**Raw data:**
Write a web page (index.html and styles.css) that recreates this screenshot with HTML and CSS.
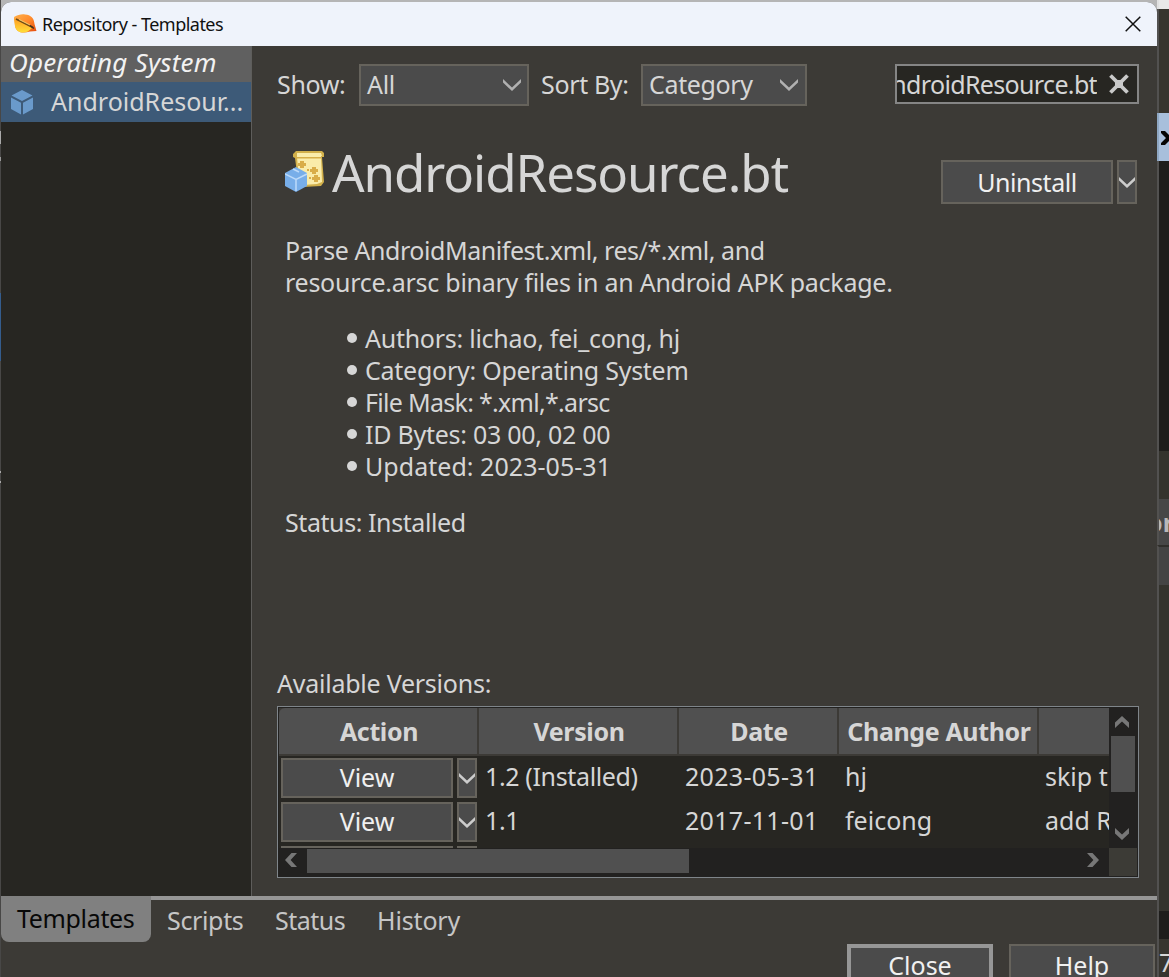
FILE: index.html
```html
<!DOCTYPE html>
<html lang="en">
<head>
<meta charset="utf-8">
<title>Repository - Templates</title>
<link rel="stylesheet" href="styles.css">
</head>
<body>
<svg class="defs" width="0" height="0">
  <symbol id="chev" viewBox="0 0 18 12"><path d="M0 0L9 8.6L18 0V3.6L9 12L0 3.6Z" fill="currentColor"/></symbol>
  <symbol id="arrow" viewBox="0 0 14 12"><path d="M0 12V6.5L7 0L14 6.5V12L7 5.6Z" fill="currentColor"/></symbol>
</svg>
<div class="screen">
  <div class="left-strip"><i class="s1"></i><i class="s2"></i><i class="s3"></i><i class="s4"></i><i class="s5"></i></div>
  <div class="window">
    <header class="titlebar">
      <svg class="app-icon" width="24" height="20" viewBox="0 0 24 20">
        <defs>
          <linearGradient id="og" x1="0" y1="0" x2="1" y2="1"><stop offset="0" stop-color="#ffb14a"/><stop offset=".5" stop-color="#ff8a2c"/><stop offset="1" stop-color="#e4480c"/></linearGradient>
          <linearGradient id="yg" x1="0" y1="0" x2="0" y2="1"><stop offset="0" stop-color="#ff9a20"/><stop offset="1" stop-color="#ffdf3a"/></linearGradient>
        </defs>
        <path d="M1 3C5 1 8 0 12 .5C18 1 21 4 21.500 10L23.500 17L17 17.500C9 20 3 18 2 12Z" fill="url(#og)"/>
        <path d="M1 4L19 14L15 17.500C9 20 3 18 2 12Z" fill="url(#yg)"/>
        <path d="M3 5L20 13.500" stroke="#6d4a16" stroke-width="1.600"/>
        <path d="M6 5.500L17 11" stroke="#ffe27a" stroke-width=".8"/>
        <path d="M17 11.500l4 3" stroke="#403020" stroke-width="1.500"/>
      </svg>
      <span class="title">Repository - Templates</span>
      <svg class="close-x" width="16" height="16" viewBox="0 0 16 16"><path d="M.7.700l14.600 14.600M15.300.700L.700 15.300" stroke="#111" stroke-width="1.500"/></svg>
    </header>
    <div class="body">
      <aside class="sidebar">
        <div class="group"><span>Operating System</span></div>
        <div class="item">
          <svg width="22" height="25" viewBox="0 0 22 25"><path d="M11 0L21.500 5.500L11 11L.500 5.500ZM0 7.500L10 12.700V24.500L0 19ZM22 7.500L12 12.700V24.500L22 19Z" fill="#6a9acb"/></svg>
          <span>AndroidResour...</span>
        </div>
      </aside>
      <main class="main">
        <div class="toolbar">
          <span class="show-label">Show:</span>
          <div class="select all"><span>All</span><svg width="18" height="12"><use href="#chev"/></svg></div>
          <span class="sort-label">Sort By:</span>
          <div class="select cat"><span>Category</span><svg width="18" height="12"><use href="#chev"/></svg></div>
          <div class="search">
            <div class="query"><span>AndroidResource.bt</span></div>
            <svg width="20" height="20" viewBox="0 0 20 20"><path d="M1.500 1.500L18.500 18.500M18.500 1.500L1.500 18.500" stroke="#c9c9c9" stroke-width="3.800"/><path d="M6 6h8v8H6z" fill="#c9c9c9"/></svg>
          </div>
        </div>
        <div class="heading">
          <svg width="40" height="41" viewBox="0 0 40 41">
            <path d="M11 0H37L39 2V6H37L39 31L36 35L18 36L13 30L10 7L8 6V3Z" fill="#d2b04b"/>
            <path d="M12 2H36L37 5H36L37 31L32 33L18 34L14 28L12 6Z" fill="#faecaa"/>
            <path d="M11 6H36V7.500H12Z" fill="#d6ae48"/>
            <path d="M15 10h4v2h2v3h-2v2h-4v-2h-2v-3h2zM27 16h4v2h2v3h-2v2h-4v-2h-2v-3h2zM29 24h4v2h2v3h-2v2h-4v-2h-2v-3h2zM22 18h2v2h-2zM24 26h2v2h-2z" fill="#d9ad49"/>
            <path d="M11 16L22 22V35L11 41L0 35V22Z" fill="#78aee9"/>
            <path d="M0 23L11 28.500L22 23M11 28.500V40M8 18l6 3" stroke="#bcdafa" stroke-width="1.500" fill="none"/>
          </svg>
          <h1>AndroidResource.bt</h1>
          <div class="split top"><div class="btn"><span class="uninstall">Uninstall</span></div><div class="drop"><svg width="18" height="12"><use href="#chev"/></svg></div></div>
        </div>
        <div class="desc">
          <p class="d1">Parse AndroidManifest.xml, res/*.xml, and</p>
          <p class="d2">resource.arsc binary files in an Android APK package.</p>
        </div>
        <ul>
          <li><span>Authors: lichao, fei_cong, hj</span></li>
          <li><span>Category: Operating System</span></li>
          <li><span class="mask">File Mask: *.xml,*.arsc</span></li>
          <li><span>ID Bytes: 03 00, 02 00</span></li>
          <li><span class="updated">Updated: 2023-05-31</span></li>
        </ul>
        <p class="status">Status: Installed</p>
        <p class="avail">Available Versions:</p>
        <div class="table">
          <div class="grid">
            <div class="row head"><b>Action</b><b>Version</b><b>Date</b><b>Change Author</b><b></b></div>
            <div class="row"><div class="split"><div class="btn"><span>View</span></div><div class="drop"><svg width="18" height="12"><use href="#chev"/></svg></div></div><span class="v">1.2 (Installed)</span><span class="dt">2023-05-31</span><span>hj</span><span>skip the</span></div>
            <div class="row"><div class="split"><div class="btn"><span>View</span></div><div class="drop"><svg width="18" height="12"><use href="#chev"/></svg></div></div><span class="v">1.1</span><span class="dt">2017-11-01</span><span>feicong</span><span>add RES</span></div>
            <div class="row"><div class="split"><div class="btn"></div><div class="drop"></div></div></div>
          </div>
          <div class="vbar"><svg width="14" height="12"><use href="#arrow"/></svg><div class="thumb"></div><svg class="down" width="14" height="12"><use href="#arrow"/></svg></div>
          <div class="hbar"><svg class="lt" width="12" height="14" viewBox="0 0 12 14"><path d="M12 0H6.500L0 7L6.500 14H12L5.600 7Z" fill="currentColor"/></svg><div class="thumb"></div><svg class="rt" width="12" height="14" viewBox="0 0 12 14"><path d="M0 0H5.500L12 7L5.500 14H0L6.400 7Z" fill="currentColor"/></svg></div>
          <div class="corner"></div>
        </div>
      </main>
    </div>
    <nav class="tabs">
      <div class="tab active"><span>Templates</span></div>
      <div class="tab scripts"><span>Scripts</span></div>
      <div class="tab stat"><span>Status</span></div>
      <div class="tab history"><span>History</span></div>
    </nav>
    <footer><div class="btn close"><span>Close</span></div><div class="btn help"><span>Help</span></div></footer>
  </div>
  <div class="right-strip">
    <i class="r1"></i><i class="r2"></i>
    <i class="r3"><svg width="9" height="14" viewBox="0 0 9 14"><path d="M0 0H4L9 5V9L4 14H0V12L5 7L0 2Z" fill="#050505"/></svg></i>
    <i class="r4"></i><i class="r5"></i><i class="r6"><b>or</b></i><i class="r7"></i><i class="r8"></i><i class="r9"></i><i class="r10"><span>7</span></i>
  </div>
</div>
</body>
</html>
```

FILE: styles.css
```css
* { box-sizing: border-box; }
body { margin: 0; width: 1169px; height: 977px; overflow: hidden; background: #b5b5b5; font: 25px/32px "Noto Sans", "Open Sans", sans-serif; color: #d6d6d6; }
p, ul, h1 { margin: 0; padding: 0; }
span, p { white-space: nowrap; }
svg { display: block; flex: none; }
.defs { position: absolute; }
.screen { display: grid; grid-template-columns: 1px 1156px 12px; height: 977px; overflow: hidden; }
.window { margin-top: 2px; height: 975px; display: flex; flex-direction: column; background: #3c3a36; border-radius: 10px 10px 0 0; overflow: hidden; }
.titlebar { height: 44px; flex: none; background: #eff3fb; color: #111; display: flex; align-items: center; padding: 0 16px 1px 12px; font-size: 18px; }
.title { margin-left: 5px; letter-spacing: -.52px; }
.close-x { margin-left: auto; }
.body { height: 850px; flex: none; display: flex; }
.sidebar { width: 251px; background: #272622; border-right: 1px solid #5e5d5b; }
.group { height: 36px; background: #606060; color: #f2f2f2; font-style: italic; padding-left: 8px; font-size: 26px; line-height: 33px; letter-spacing: .2px; }
.item { height: 40px; background: #3d5a78; display: flex; align-items: center; padding-left: 10px; gap: 18px; }
.item span { margin-top: -3px; }
.main { width: 905px; padding: 18px 18px 0 25px; }
.toolbar { display: flex; height: 42px; align-items: center; letter-spacing: -.35px; }
.toolbar span { margin-top: -2px; }
.show-label { width: 82px; }
.select { height: 42px; border: 2px solid #66635c; background: #4b4b4b; display: flex; align-items: center; justify-content: space-between; padding: 0 6px; }
.select svg { color: #b0b0b0; }
.all { width: 170px; }
.cat { width: 166px; padding-right: 7px; }
.sort-label { width: 100px; margin-left: 12px; }
.search { width: 244px; height: 40px; margin: 0 0 2px 88px; border: 2px solid #858585; background: #272622; display: flex; align-items: center; gap: 12px; }
.query { width: 200px; flex: none; overflow: hidden; display: flex; justify-content: flex-end; letter-spacing: -.65px; }
.toolbar .query span { margin-top: 0; }
.heading { margin: 42px 0 0 8px; height: 58px; display: flex; align-items: center; }
.heading > svg { margin-top: -11px; }
h1 { font-size: 51px; line-height: 58px; font-weight: 400; margin: -10px 0 0 7px; letter-spacing: -1.05px; }
.split { display: flex; gap: 4px; }
.btn { height: 40px; width: 172px; border: 2px solid #66635c; background: #4b4b4b; color: #f0f0f0; display: flex; align-items: center; justify-content: center; }
.btn span { margin-top: -2px; }
.uninstall { letter-spacing: -.45px; }
.drop { width: 20px; height: 40px; border: 2px solid #66635c; background: #4b4b4b; color: #ccc; display: flex; align-items: center; justify-content: center; overflow: hidden; }
.top { margin: 10px 2px 0 auto; }
.top .btn, .top .drop { height: 44px; }
.top .btn span { margin-top: 0; }
.desc { margin: 28px 0 0 8px; height: 64px; }
.d1 { letter-spacing: -.44px; }
.d2 { letter-spacing: -.26px; }
ul { list-style: none; margin: 24px 0 0 70px; letter-spacing: -.26px; }
li { height: 32px; display: flex; align-items: center; gap: 8px; }
li::before { content: ""; width: 10px; height: 10px; border-radius: 50%; background: #d6d6d6; }
.mask { letter-spacing: -.7px; }
.updated { letter-spacing: .04px; }
.status { margin: 24px 0 0 8px; letter-spacing: -.42px; }
.avail { margin-top: 129px; letter-spacing: -.24px; }
.table { width: 862px; height: 172px; margin-top: 7px; border: 1px solid #7f858a; background: #222120; padding: 1px; display: grid; grid-template-columns: 830px 28px; grid-template-rows: 140px 28px; }
.grid { overflow: hidden; background: #272622; }
.row { display: grid; grid-template-columns: 200px 200px 160px 200px 200px; height: 44px; width: 960px; }
.row > span { padding: 2px 0 0 6px; line-height: 36px; }
.row > .v { letter-spacing: -.36px; }
.row > .dt { letter-spacing: .3px; }
.row .split { padding: 2px 0 0 2px; }
.head { height: 48px; color: #d6d6d6; background: #3c3a36; }
.head b { background: #505050; margin: 0 2px 2px 0; padding-left: 2px; text-align: center; line-height: 46px; white-space: nowrap; letter-spacing: -.38px; }
.head b:first-child { border-radius: 6px 0 0 0; }
.vbar { background: #222120; color: #777; display: flex; flex-direction: column; align-items: center; padding: 8px 3px 8px 0; }
.vbar .thumb { width: 24px; height: 56px; background: #505050; margin: 8px -3px 0 0; }
.down { margin-top: auto; transform: rotate(180deg); }
.hbar { background: #222120; color: #777; display: flex; align-items: center; padding: 0 10px 2px 6px; }
.hbar .thumb { width: 382px; height: 24px; background: #505050; margin-left: 10px; }
.hbar svg { margin-top: -2px; }
.rt { margin-left: auto; }
.corner { background: #3c3b36; }
.tabs { height: 46px; flex: none; display: flex; border-top: 4px solid #969696; color: #c6c6c6; letter-spacing: -.35px; }
.tab { padding: 5px 0 0 16px; line-height: 30px; }
.active { width: 150px; height: 46px; margin-top: -4px; background: #808080; color: #080808; border-radius: 0 0 8px 8px; padding-top: 7px; }
.scripts { width: 108px; }
.stat { width: 102px; letter-spacing: -.5px; }
.history { letter-spacing: -.15px; }
footer { display: flex; justify-content: flex-end; gap: 16px; padding: 2px 2px 0 0; }
footer .btn { width: 146px; height: 44px; flex: none; }
footer .close { border: 4px solid #969696; }
.left-strip { background: #484746; display: flex; flex-direction: column; padding-top: 131px; }
.left-strip i { width: 1px; flex: none; }
.s1 { height: 13px; background: #aaa; }
.s2 { height: 4px; background: #999; margin-top: 13px; }
.s3 { height: 68px; background: #345c8d; margin-top: 132px; }
.s4 { height: 2px; background: #aaa; margin-top: 110px; }
.s5 { height: 2px; background: #aaa; margin-top: 8px; }
.right-strip { display: flex; flex-direction: column; overflow: hidden; background: #34332d; }
.right-strip i { display: block; flex: none; width: 12px; border-left: 2px solid #525150; overflow: hidden; font-style: normal; }
.right-strip .r1 { height: 9px; background: #e8e8e8; border-color: #e0e0e0; }
.r2 { height: 104px; background: #37352f; }
.right-strip .r3 { height: 48px; background: #a8bfdc; border-color: #8fa8c4; padding: 18px 0 0 2px; }
.r4 { height: 290px; background: #1e1d1b; }
.r5 { height: 48px; background: #34332d; }
.r6 { height: 46px; background: #474747; line-height: 46px; color: #b8b8b8; }
.r6 b { margin-left: -12px; }
.r7 { height: 40px; background: #444; border-top: 2px solid #302f2b; }
.r8 { height: 326px; background: #34332d; }
.r9 { height: 28px; background: #1e1d1b; }
.r10 { height: 38px; background: #37352f; line-height: 46px; }
```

**Written task:**
Working from the listing above, pick out every line that has "index" and copy it.

**Exercise output:**
Write a web page (index.html and styles.css) that recreates this screenshot with HTML and CSS.
FILE: index.html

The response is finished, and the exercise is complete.